“You could walk into the woods anywhere, any sort of woods, every sort of woods, and you would be a different animal within ten steps, as soon as the woods accepted you, as soon as you couldn’t hear anything else but the woods. […] You could walk into the woods anywhere and you would be different within a minute or two – rattled, happier, muddier, cautious, more alert, home in some way for which we do not yet have an excellent green word.”
Brian Doyle (1957-2017)
The light hits the water just right- illuminating the froth of the rapids, shallow but mighty, that steadily follow their course to the Rogue, to the Ocean. Moss, dry but still virescent, clings to large boulders that line the creek, cracked from the insistence of tree roots reaching for moisture. Water ouzels make their regular excursions- up and down the creek channel like bullets skimming the water, chattering.
We’ve almost reached the end of Day 3, our halfway point, as we hike further into the wilderness that is this vast riparian oasis bordering the Rogue River. I’ve rafted this channel before, a waterway that cuts its way through Cascade basalt, then urban farmland, then finally the chasm of high mountains fuzzy with conifers.
Our path, our pilgrimage is not fast and easy. We hug cliff faces and stumble over sharp rocks, put one foot in front of another as blisters sear our toes, step gingerly over dry cougar scat on the trail, sweat through 90 degree days, walk through high meadows fearful of ticks, brush our bodies and our packs against forests of poison oak, and cross our fingers against a bear rifling through our food at night. So no, our path is far from easy.
But we’re all here to find something, to feel something. For my 8th grade students, this is their Rite of Passage trip. They have spent 9 years, some of them, building up to this journey. All have hiked long miles, packed packs, learned how to use water filters and stoves, and figured out how to push themselves and their bodies during at least a dozen overnight trips. But for everyone of them, I’m sure this trip is special- to be together to play, to unwind, to celebrate such amazing growth, and to continue to discover themselves in the most authentic part of their beings.

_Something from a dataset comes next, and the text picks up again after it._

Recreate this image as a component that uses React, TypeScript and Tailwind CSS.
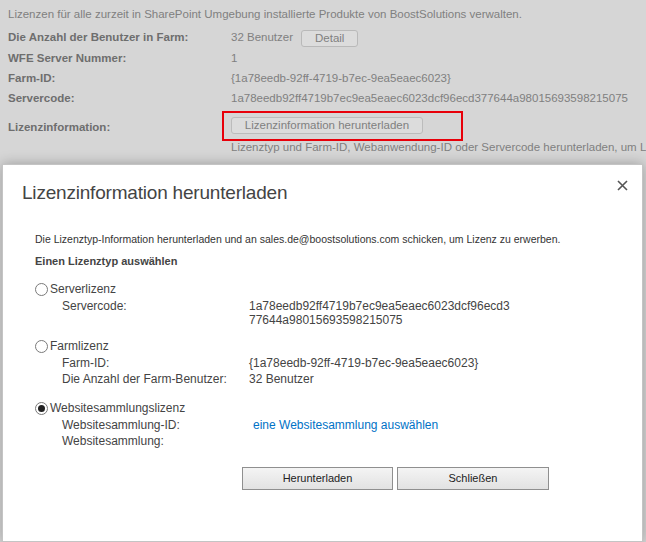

And for me, I walk a similar path. I pressed “submit” on a huge project for my Masters degree at 7:00 am on Sunday, shut my computer, and fled to the school bus at 8:00 am that would take us to the woods. I, too, celebrate an almost-milestone of graduation. I, too, turned on my awareness and opened my mind, camera, heart, and pen. For me, this is a journey within a journey. If I can walk 40 miles in the heat with blisters and a 40 pound pack along unknown terrain, I can navigate the wild mysteries of my next career steps.
And so can these 8th graders. If they can pack their own packs to survive in the woods, unsupported for six days and come out happy and healthy, they can navigate high school without a hitch. But, of course, we’re all in this together: 11 teenagers, 4 teachers, 15 heavy packs, and hearts filled with the winder of discovery at every juncture. We see the creek still flowing, shooting spray when it hits rock. We see the water ouzels shooting up creek canyons shaded by tall alders and Oregon ash. And we hear the jays calling overhead, scolding us for our anxieties. The bears will keep lumbering along the opposite bank, or maybe even on the hillside behind us as we sleep, just waiting until we’re observant enough to spot them.